In the picture above you can see an open window throwing light into the cantina.  Here is the view from the window, looking South across the mainly dry Acate valley.  If I understand the geography correctly, the Acate Valley is carved into a more-or-less flat region, and the top of the hill you see represents the start of the flattish area where COS is located.  The valley bottom, is also rather flat. If you want to see something to rival the landscape of Tuscany, don’t bother with this part of Sicily.  The upside though, is that you manage to avoid the touristy gentrification that seems to plague the more obviously pretty parts of the wine world. acatevines

Finally, after asking specifically, I was briefly shown into the modern cantina.  It was certainly modern – lots of stainless steel and control panels.  I was told that a lot of the kit was due for replacement.  Actually, maybe the buttons on the panels did look like they belonged to a time a couple of decades ago, but I was still impressed that it was already up for modernisation.  Maybe I am not a typical visitor, but I think they should be less coy about showing how wine is made today.

I vini

These wines were presented as a tasting, in the order listed below, and the notes were taken before the food was served.  They are all the current releases, and I understand that we covered the full range of Valle dell’Acate wines.  The prices are approximate or estimated UK retail prices.
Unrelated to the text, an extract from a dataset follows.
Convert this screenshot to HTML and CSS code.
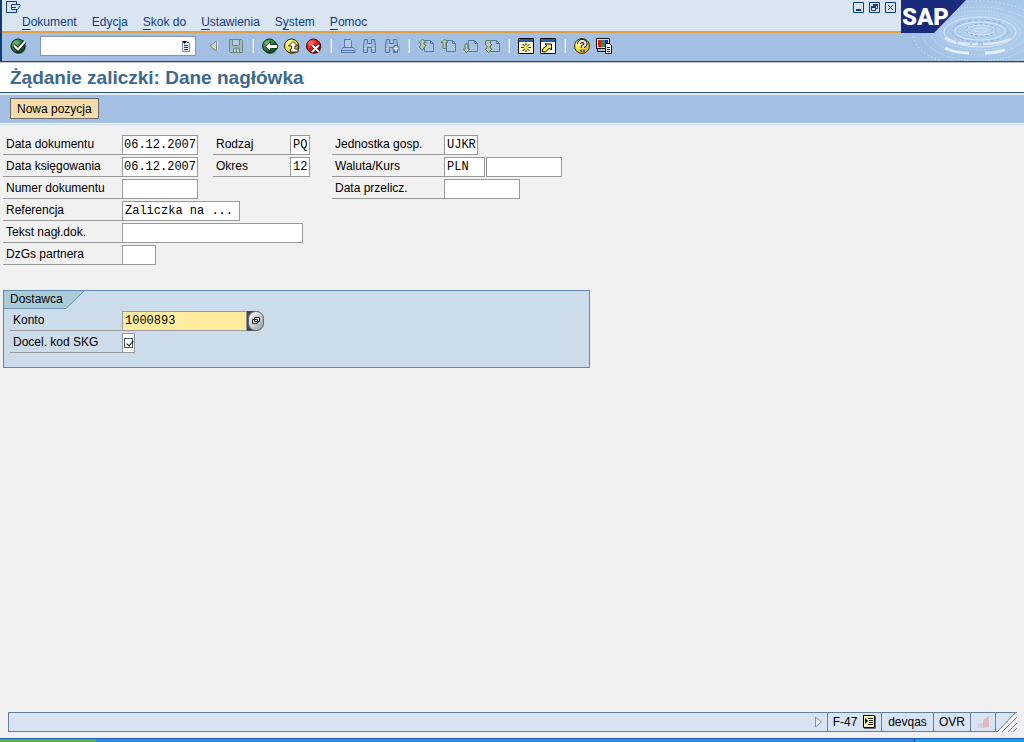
FILE: index.html
```
<!DOCTYPE html>
<html lang="pl">
<head>
<meta charset="utf-8">
<title>Żądanie zaliczki: Dane nagłówka</title>
<link rel="stylesheet" href="styles.css">
</head>
<body>
<svg class="defs" aria-hidden="true">
  <defs>
    <radialGradient id="green" cx=".35" cy=".3" r=".8"><stop offset="0" stop-color="#7dbb74"/><stop offset=".5" stop-color="#2a8040"/><stop offset="1" stop-color="#0d4020"/></radialGradient>
    <radialGradient id="yellow" cx=".35" cy=".3" r=".8"><stop offset="0" stop-color="#fffbb0"/><stop offset=".5" stop-color="#f8e23c"/><stop offset="1" stop-color="#e0a018"/></radialGradient>
    <radialGradient id="red" cx=".35" cy=".3" r=".8"><stop offset="0" stop-color="#ff7a70"/><stop offset=".5" stop-color="#e8141c"/><stop offset="1" stop-color="#b00010"/></radialGradient>
    <symbol id="page" viewBox="0 0 16 16"><path d="M6.500 2.500h6l3 3v8h-9z" fill="#a9c3e0" stroke="#587aa8"/><path d="M12.500 2.500v3h3" fill="none" stroke="#587aa8"/></symbol>
    <symbol id="binoculars" viewBox="0 0 16 16"><path d="M2.500 1.500h3v4h4v-4h3l1 6v7h-4v-5h-4v5h-4v-7z" fill="#9fbbe0" stroke="#5574aa"/><path d="M6 7.500h3M2 10.500h3M10 10.500h3" stroke="#c9daf0"/></symbol>
  </defs>
</svg>

<header class="top">
  <div class="bars">
    <div class="menubar">
      <div class="menu-left">
        <button class="sysmenu" aria-label="Menu okna"><svg width="16" height="12" viewBox="0 0 16 12"><path d="M10.500 3V.5H.5v11h10V9M14 3.500H5.500v5h6l3-4M5 6.500h5" fill="none" stroke="#0f3c80"/></svg></button>
        <nav class="menus">
          <button><u>D</u>okument</button><button>Edyc<u>j</u>a</button><button><u>S</u>kok do</button><button><u>U</u>stawienia</button><button>S<u>y</u>stem</button><button><u>P</u>omoc</button>
        </nav>
      </div>
      <div class="winbtns">
        <button aria-label="Minimalizuj"><svg width="11" height="11"><path d="M.5.5h10v10H.5z" fill="none" stroke="#0f3c80"/><path d="M3 8h5" stroke="#0f3c80" stroke-width="2"/></svg></button>
        <button aria-label="Przywróć"><svg width="11" height="11"><path d="M.5.5h10v10H.5zM4.500 4V2.500h4v4H7M2.500 4.500h4v4h-4z" fill="none" stroke="#0f3c80"/><path d="M4 3h5M2 5h5" stroke="#0f3c80" stroke-width="2"/></svg></button>
        <button aria-label="Zamknij"><svg width="11" height="11"><path d="M.5.5h10v10H.5zM3 3l5 5M8 3l-5 5" fill="none" stroke="#0f3c80"/></svg></button>
      </div>
    </div>
    <div class="toolbar">
      <button class="tool enter" aria-label="Enter"><svg width="18" height="18" viewBox="0 0 18 18"><circle cx="9" cy="10" r="7" fill="#5b7395"/><circle cx="8" cy="9" r="7" fill="url(#green)" stroke="#0a2c14"/><path d="M4 8.500l4 4 7-8" fill="none" stroke="#111" stroke-width="4"/><path d="M4 8.500l4 4 7-8" fill="none" stroke="#fff" stroke-width="2"/></svg></button>
      <div class="command">
        <input type="text" aria-label="Kod transakcji">
        <button aria-label="Historia"><svg width="10" height="12" viewBox="0 0 10 12"><path d="M1.500 2v9.500h7V3" fill="#e8eef8" stroke="#7d8eaa"/><path d="M1 1h5L3.500 4z" fill="#000"/><path d="M6 2.500h2M3 5.500h4M3 7.500h4M3 9.500h4" stroke="#20355c"/></svg></button>
      </div>
      <button class="tool" aria-label="Zwiń"><svg width="16" height="16"><path d="M10.500 3v10L4 8z" fill="#d5dac8" stroke="#7a8880"/><path d="M11.500 3v10" stroke="#fff"/></svg></button>
      <button class="tool" aria-label="Zapisz"><svg width="16" height="16"><path d="M1.500 1.500h12l1 1v12h-12l-1-1z" fill="#a5bcc5" stroke="#6a8480"/><path d="M4.500 1.500h7v6h-7zM5.500 14v-4h6v4M8.500 10v4" fill="#b7cbdc" stroke="#6a8480"/></svg></button>
      <span class="sep"></span>
      <button class="tool" aria-label="Wstecz"><svg width="16" height="16"><circle cx="8.500" cy="9" r="7" fill="#5b7395"/><circle cx="7.500" cy="8" r="7" fill="url(#green)" stroke="#0a2c14"/><path d="M3.500 8.500l5-5v3h7v4h-7v3z" fill="#fff" stroke="#123a1d"/></svg></button>
      <button class="tool" aria-label="Zakończ"><svg width="16" height="16"><circle cx="8.500" cy="9" r="7" fill="#66738b"/><circle cx="7.500" cy="8" r="7" fill="url(#yellow)" stroke="#2b220a"/><path d="M9 3.500l4.500 4.500H11v3h3v3H6.500v-3h1V8H4.500z" fill="#fff" stroke="#403000"/></svg></button>
      <button class="tool" aria-label="Anuluj"><svg width="16" height="16"><circle cx="8.500" cy="9" r="7" fill="#66738b"/><circle cx="7.500" cy="8" r="7" fill="url(#red)" stroke="#3c0306"/><path d="M6 7l7 7M13 7l-7 7" stroke="#40070a" stroke-width="3.500"/><path d="M6 7l7 7M13 7l-7 7" stroke="#fff" stroke-width="2"/></svg></button>
      <span class="sep"></span>
      <button class="tool" aria-label="Drukuj"><svg width="16" height="16"><path d="M4.500 1.500h6l1 1v7h-7z" fill="#b4cae8" stroke="#587aae"/><path d="M3 9.500h10l2 2v3H1.500v-3z" fill="#a9c2e4" stroke="#587aae"/><path d="M2 12.500h12" stroke="#587aae"/></svg></button>
      <button class="tool" aria-label="Szukaj"><svg width="16" height="16"><use href="#binoculars"/></svg></button>
      <button class="tool" aria-label="Szukaj dalej"><svg width="16" height="16"><use href="#binoculars"/><path d="M12 7v7M8.500 10.500h7" stroke="#5574aa" stroke-width="4"/><path d="M12 8v5M9.500 10.500h5" stroke="#dbe6f6" stroke-width="2"/></svg></button>
      <span class="sep"></span>
      <button class="tool" aria-label="Pierwsza strona"><svg width="16" height="16"><use href="#page"/><path d="M4.500 1l3.500 3.500H6V6l2 1-3.500 5L1 9l2-1.500V6L1 4.500z" fill="#b6c8b8" stroke="#64805f"/></svg></button>
      <button class="tool" aria-label="Poprzednia strona"><svg width="16" height="16"><use href="#page"/><path d="M4.500 1L8 4.500H6v6H3v-6H1z" fill="#b6c8b8" stroke="#64805f"/></svg></button>
      <button class="tool" aria-label="Następna strona"><svg width="16" height="16"><use href="#page"/><path d="M4.500 14.500L8 11H6V6H3v5H1z" fill="#b6c8b8" stroke="#64805f"/></svg></button>
      <button class="tool" aria-label="Ostatnia strona"><svg width="16" height="16"><use href="#page"/><path d="M2 2.500h5L6 5l2 2-2 1v2l2 1-3.500 3.500L1 11l2-1V8L1 6z" fill="#b6c8b8" stroke="#64805f"/></svg></button>
      <span class="sep"></span>
      <button class="tool" aria-label="Nowy tryb"><svg width="16" height="16"><path d="M.5.5h15v15H.5z" fill="#fffbd0" stroke="#000"/><path d="M1 1h14v3H1z" fill="#1f5fa5"/><path d="M8 5v9M3 9.500h10M4.500 6l7 7M11.500 6l-7 7" stroke="#222"/><path d="M8 7v5M5.500 9.500h5" stroke="#ffe82c" stroke-width="2"/></svg></button>
      <button class="tool" aria-label="Utwórz skrót"><svg width="16" height="16"><path d="M.5.5h15v15H.5z" fill="#fff" stroke="#000"/><path d="M1 1h14v3H1z" fill="#1f5fa5"/><path d="M2 13.500l1-3 4-3-2-1.500h6.500v6L9.500 10l-4 4z" fill="#fff04a" stroke="#000"/></svg></button>
      <span class="sep"></span>
      <button class="tool" aria-label="Pomoc"><svg width="16" height="16"><circle cx="8" cy="8" r="7.500" fill="url(#yellow)" stroke="#3b2d00"/><path d="M5 6c0-4 6.500-4 6.500 0C11.500 8 8.500 7.500 8.500 10M8.500 11.500v2.500" fill="none" stroke="#000" stroke-width="4"/><path d="M5 6c0-4 6.500-4 6.500 0C11.500 8 8.500 7.500 8.500 10M8.500 11.500v2" fill="none" stroke="#fff" stroke-width="2"/></svg></button>
      <button class="tool" aria-label="Dostosuj układ"><svg width="16" height="16"><path d="M.5.5h13v10H.5z" fill="#ddd" stroke="#111"/><path d="M2 2h3.500v7H2z" fill="#e01818"/><path d="M5 2h3.500v7H5z" fill="#10a040"/><path d="M8.500 2H12v7H8.500z" fill="#1830c8"/><path d="M1.500 11v2.500h8" fill="none" stroke="#111"/><path d="M9.500 5.500h4l2 2v8h-6z" fill="#fff" stroke="#000"/><path d="M11 9.500h3M11 11.500h3M11 13.500h3" stroke="#222"/></svg></button>
    </div>
  </div>
  <svg class="brand" width="123" height="61" viewBox="0 0 123 61" role="img" aria-label="SAP">
    <defs>
      <linearGradient id="water"><stop offset="0" stop-color="#a1bfe3"/><stop offset="1" stop-color="#a8c8ea"/></linearGradient>
      <radialGradient id="glow" cx=".65" cy=".5" r=".5"><stop offset="0" stop-color="#b8d3f0"/><stop offset="1" stop-color="#b8d3f0" stop-opacity="0"/></radialGradient>
    </defs>
    <rect width="123" height="61" fill="url(#water)"/>
    <rect width="123" height="61" fill="url(#glow)"/>
    <g fill="none" stroke="#dbe9f9">
      <ellipse cx="80" cy="30" rx="7" ry="2"/><ellipse cx="80" cy="30" rx="15" ry="5"/><ellipse cx="80" cy="30" rx="15" ry="6" stroke="#8fb0d8" stroke-dasharray="3 2"/>
      <ellipse cx="79" cy="31" rx="25" ry="9"/><ellipse cx="79" cy="31" rx="28" ry="11" stroke="#93b4db" stroke-dasharray="4 2"/>
      <ellipse cx="79" cy="32" rx="36" ry="15"/><ellipse cx="79" cy="32" rx="40" ry="18" stroke="#c9def4" stroke-dasharray="1 1"/>
      <ellipse cx="78" cy="33" rx="47" ry="22" stroke-dasharray="1 2"/><ellipse cx="78" cy="34" rx="56" ry="27" stroke-dasharray="1 2"/>
      <ellipse cx="78" cy="34" rx="66" ry="33" stroke-dasharray="1 3"/>
      <path d="M44 38q10 7 33 6" stroke-width="3" stroke-dasharray="12 2"/>
      <path d="M82 44q16 0 27-5" stroke-width="2"/>
      <path d="M44 48q10 5 24 5M84 53q10 0 20-3" stroke="#e4effb" stroke-width="3"/>
    </g>
    <path d="M0 0h65L33 33H0z" fill="#1b2b7c"/>
    <text class="logo" x="1" y="25">SAP</text>
  </svg>
</header>

<h1 class="title">Żądanie zaliczki: Dane nagłówka</h1>
<div class="appbar"><button>Nowa pozycja</button></div>

<main>
  <form class="header-form">
    <div class="field c1"><label for="bldat">Data dokumentu</label><input id="bldat" class="w-date" value="06.12.2007"></div>
    <div class="field c2"><label for="blart">Rodzaj</label><input id="blart" class="w-2" value="PQ"></div>
    <div class="field c3"><label for="bukrs">Jednostka gosp.</label><input id="bukrs" class="w-4" value="UJKR"></div>
    <div class="field c1"><label for="budat">Data księgowania</label><input id="budat" class="w-date" value="06.12.2007"></div>
    <div class="field c2"><label for="monat">Okres</label><input id="monat" class="w-2" value="12"></div>
    <div class="field c3"><label for="waers">Waluta/Kurs</label><input id="waers" class="w-5" value="PLN"><input class="w-date" aria-label="Kurs"></div>
    <div class="field c1"><label for="belnr">Numer dokumentu</label><input id="belnr" class="w-date"></div>
    <div class="field c3"><label for="wwert">Data przelicz.</label><input id="wwert" class="w-date"></div>
    <div class="field c1"><label for="xblnr">Referencja</label><input id="xblnr" class="w-ref" value="Zaliczka na ..."></div>
    <div class="field c1"><label for="bktxt">Tekst nagł.dok.</label><input id="bktxt" class="w-text"></div>
    <div class="field c1"><label for="pargb">DzGs partnera</label><input id="pargb" class="w-4"></div>
  </form>

  <section class="group">
    <h2><svg width="80" height="18" viewBox="0 0 80 18" aria-hidden="true"><path d="M0 0h80L62 17.500H0z" fill="#a9ccd8"/><path d="M80 0L62 17.500H0" fill="none" stroke="#6e94b0"/></svg><span>Dostawca</span></h2>
    <div class="group-rows">
      <div class="field"><label for="konto">Konto</label><input id="konto" class="w-acc" value="1000893"><button type="button" class="match" aria-label="Lista wartości"><svg width="17" height="20" viewBox="0 0 17 20"><defs><linearGradient id="knob" x2="1" y2="1"><stop offset="0" stop-color="#fff"/><stop offset="1" stop-color="#949aa2"/></linearGradient></defs><path d="M0 0h9v20H0z" fill="#404850"/><rect x="1.500" y=".5" width="15" height="19" rx="7" fill="url(#knob)" stroke="#596069"/><path d="M7.500 6.500h5v4h-5zM5.500 8.500h5v4h-5z" fill="#eef1f5" stroke="#222"/></svg></button></div>
      <div class="field"><label for="umskz">Docel. kod SKG</label><span class="check"><input id="umskz" type="checkbox" checked></span></div>
    </div>
  </section>
</main>

<footer class="status">
  <div class="message"><svg width="9" height="12"><path d="M1.500 1v10l6-5z" fill="#f4f8fd" stroke="#7d91ab"/></svg></div>
  <div class="cell tcode">F-47 <button aria-label="Informacje o systemie"><svg width="13" height="14"><path d="M.5.5h11v12H.5z" fill="#fbf7b4" stroke="#000"/><path d="M2 3l3 3-3 3z"/><path d="M5 3.500h5M6 5.500h4M6 7.500h4M5 9.500h5" stroke="#222"/><path d="M12.500 1v12.500H1" fill="none" stroke="#667"/></svg></button></div>
  <div class="cell server">devqas</div>
  <div class="cell mode">OVR</div>
  <div class="cell traffic"><svg width="13" height="14"><path d="M1 9l5-1v5H1z" fill="#dccbd8"/><path d="M6 5l6-4v11l-6 1z" fill="#e3b8c0"/></svg></div>
  <svg class="grip" width="21" height="20"><path d="M0 0h21L1 20H0z" fill="#d8e4f3"/><path d="M0 .5h21M0 19.500h1" stroke="#667d9c"/><path d="M20 0L1 20M21 5L6 20M21 11l-9 9M21 16l-4 4" stroke="#77889c" fill="none"/><path d="M21 2L3 20M21 8L9 20M21 13l-7 7" stroke="#fff" fill="none"/></svg>
</footer>
<div class="taskbar"><span class="start"></span><span class="tasks"></span><span class="tray"></span></div>
</body>
</html>
```
FILE: styles.css
```
* { box-sizing: border-box; }
body {
  margin: 0;
  min-height: 100vh;
  display: flex;
  flex-direction: column;
  background: #f1f1f1;
  color: #000;
  font: 12px/18px "Liberation Sans", Arial, sans-serif;
}
button {
  font: inherit;
  color: inherit;
  padding: 0;
  border: 0;
  background: none;
}
svg { display: block; flex: none; }
.defs { position: absolute; width: 0; height: 0; }

.top {
  display: flex;
  background: #a3bfe3;
  border-bottom: 1px solid #33425a;
}
.bars {
  flex: 1;
  border-left: 2px solid #0f3c6c;
}
.menubar {
  display: flex;
  justify-content: space-between;
  height: 33px;
  background: #dae5f2;
  border-bottom: 2px solid #dfa143;
}
.menu-left { padding: 1px 0 0 4px; }
.sysmenu { display: block; }
.menus {
  display: flex;
  gap: 15px;
  padding-left: 16px;
  color: #0f3c80;
}
.menus button { line-height: 18px; }
.menus u { text-underline-offset: 3px; }
.winbtns {
  display: flex;
  align-items: flex-start;
  gap: 5px;
  padding: 2px 5px 0 0;
}
.toolbar {
  display: flex;
  align-items: center;
  height: 28px;
  padding: 0 0 2px 6px;
}
.tool {
  display: flex;
  justify-content: center;
  width: 22px;
}
.command {
  display: flex;
  align-items: center;
  width: 156px;
  height: 20px;
  margin: 0 7px 0 10px;
  padding-right: 4px;
  background: #fff;
  border: 1px solid #8196b5;
}
.command input {
  flex: 1;
  min-width: 0;
  height: 18px;
  border: 0;
  background: none;
}
.sep {
  width: 2px;
  height: 14px;
  margin: 0 5px;
  background: #f4f7fb;
  border-left: 1px solid #c3d2e6;
}
.logo {
  font: 900 24px Roboto, sans-serif;
  fill: #fff;
}

.title {
  margin: 0;
  padding: 0 10px;
  color: #3d6890;
  background: #fff;
  border-top: 1px solid #c8c8cc;
  border-bottom: 1px solid #2e5570;
  font-size: 19px;
  line-height: 29px;
}
.appbar {
  padding: 3px 10px 4px;
  background: #a3bfe3;
  border-top: 2px solid #e2ecf7;
  border-bottom: 1px solid #fff;
  box-shadow: 0 1px #c5d7ec;
}
.appbar button {
  display: block;
  height: 21px;
  padding: 0 6px;
  background: #f3dcaa;
  border: 1px solid #6c6a66;
}

main { flex: 1; padding: 11px 3px; }
.header-form {
  display: grid;
  grid-template-columns: 210px 119px 1fr;
  row-gap: 2px;
}
.c1 { grid-column: 1; }
.c2 { grid-column: 2; }
.c3 { grid-column: 3; }
.field { display: flex; height: 20px; }
.field label {
  flex: none;
  width: 119px;
  padding-left: 3px;
  border-bottom: 1px solid #999;
  line-height: 19px;
  white-space: nowrap;
}
.c2 label { width: 77px; }
.c3 label { width: 112px; }
.field input {
  flex: none;
  height: 20px;
  margin: 0;
  padding: 0 0 0 2px;
  border: 1px solid #999;
  border-radius: 0;
  background: #fff;
  color: #000;
  font: 12px "Liberation Mono", "Courier New", monospace;
}
.field input + input { margin-left: 1px; }
.field .w-date { width: 76px; padding-left: 1px; }
.field .w-2 { width: 20px; }
.field .w-4 { width: 34px; }
.field .w-5 { width: 41px; }
.field .w-ref { width: 118px; }
.field .w-text { width: 181px; }
.field .w-acc { width: 125px; background: #ffec9e; }

.group {
  max-width: 587px;
  min-height: 78px;
  margin-top: 25px;
  background: #ccdcea;
  border: 1px solid #6589ad;
}
.group h2 {
  display: grid;
  margin: 0;
  font-size: 12px;
  font-weight: normal;
  line-height: 16px;
}
.group h2 > * { grid-area: 1 / 1; }
.group h2 span { padding-left: 6px; }
.group-rows {
  display: grid;
  row-gap: 2px;
  padding: 2px 6px;
}
.group-rows .field label { width: 112px; }
.check {
  display: flex;
  align-items: center;
  justify-content: center;
  width: 13px;
  background: #fff;
  border: 1px solid #999;
}
.field .check input {
  appearance: none;
  width: 9px;
  height: 10px;
  padding: 0;
  border: 1px solid #3d5466;
}
.check input:checked::before {
  content: "";
  display: block;
  width: 3px;
  height: 6px;
  margin: 0 0 0 3px;
  border: solid #111;
  border-width: 0 1px 1px 0;
  transform: rotate(40deg);
}

.status {
  display: flex;
  height: 20px;
  margin: 0 7px 6px 8px;
}
.message {
  flex: 1;
  display: flex;
  align-items: center;
  justify-content: flex-end;
  padding-right: 4px;
  background: #d8e4f3;
  border: 1px solid #667d9c;
}
.cell {
  display: flex;
  align-items: center;
  justify-content: center;
  gap: 6px;
  background: #d8e4f3;
  border: solid #667d9c;
  border-width: 1px 1px 1px 0;
}
.tcode { width: 54px; }
.server { width: 52px; }
.mode { width: 37px; }
.traffic { width: 25px; }
.taskbar {
  display: flex;
  height: 4px;
  background: #3b86e4;
  border-top: 1px solid #1f5cc0;
}
.start { width: 96px; background: #5fae57; }
.tasks { flex: 1; }
.tray { width: 110px; background: #18a0ee; border-left: 1px solid #0c4fa0; }
```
Insolia, Vittoria Insolia DOC, 2012, 12.5%, £11
Watery appearance. Light, fresh, floral nose. Medium low acidity, dry, viscous, OK length. Drink now ***

Grillo, Zagra, Sicilia Bianco DOC, 2012, 13.0%, £12
Pale green. Fresh. Orange blossom. Medium low acidity, dry. Excellent length. This had a lot more character and flavour than the Insolia. Drink now ****

Bidis, Sicilia Bianco DOC, Chardonnay Insolia, 2011, 13.5%, £18
Light greeny gold. Estery nose, maybe some banana, and oak. Medium acidity. Dry. Light, fresh and sharp finish. Excellent length. Although a little oaky, this was not a heavy international style.  Drink now ****

Il Frappato, Vittoria Frappato DOC, 2012, 13.0%, £14
Pale purple ruby. Light confected red fruit. This reminded me of stereotypical Beaujolais. Medium low acidity. Medium low tannin. Drink now ***

Cerasuolo di Vittoria Classico DOCG, Nero d’Avola Frappato, 2009, 13.5%, £16
Medium pale garnet. Intense. High-toned. Complex. Medium low acidity. As nose. Excellent length. Medium low tannin. This is more like it!  Drink now ****

Il Moro, Nero d’Avola, Sicilia IGT, 2009, 13.5%, £16
Medium pale garnet. Intense, fresh dark fruit. Medium acid. Medium tannin. As nose. Excellent length. Good minerality. Another good wine. Drink now or keep a few years ****

Rusciano, Sicilia IGT, Syrah and local grapes, 2010, 14.0%, £20
Medium pale purple ruby. Vaguely Syrah-like. Medium acid. As nose. Medium tannin. OK, but this wine did not really hold my interest. Needs more time ***

Tané, Sicilia IGT, Nero d’Avola Syrah, 2006, 15.0%, £25
Medium garnet tawny. Intense caramel and figs – flavours I perhaps wrongly associate with oxidation, but I know others like more than me. Medium low acidity. Medium tannin. As nose, but lighter than expected. Drink now. Not really to my taste ***

All in all, I felt this was a good range of very different wines.  The acid test is perhaps which wines we took away with us.  We were offered the remains of 2 bottles that were opened for the tasting.  Without much thought we decided on the Zagra and Bidis.  Despite the lack of thought, they turned out to be good choices, and we drank them as aperitifs over the next few days, and with a bread, cheese and ham meal.  After a few days of drinking the wines, I did not feel the need to change my original notes to reflect any new impressions.  And we bought a Zagra and Il Moro to take back to the UK.  The cantina prices were particularly favourable compared with UK prices, so it is a good place to stock with wine to take back in your car - unfortunately we had an airline luggage allowance to contend with.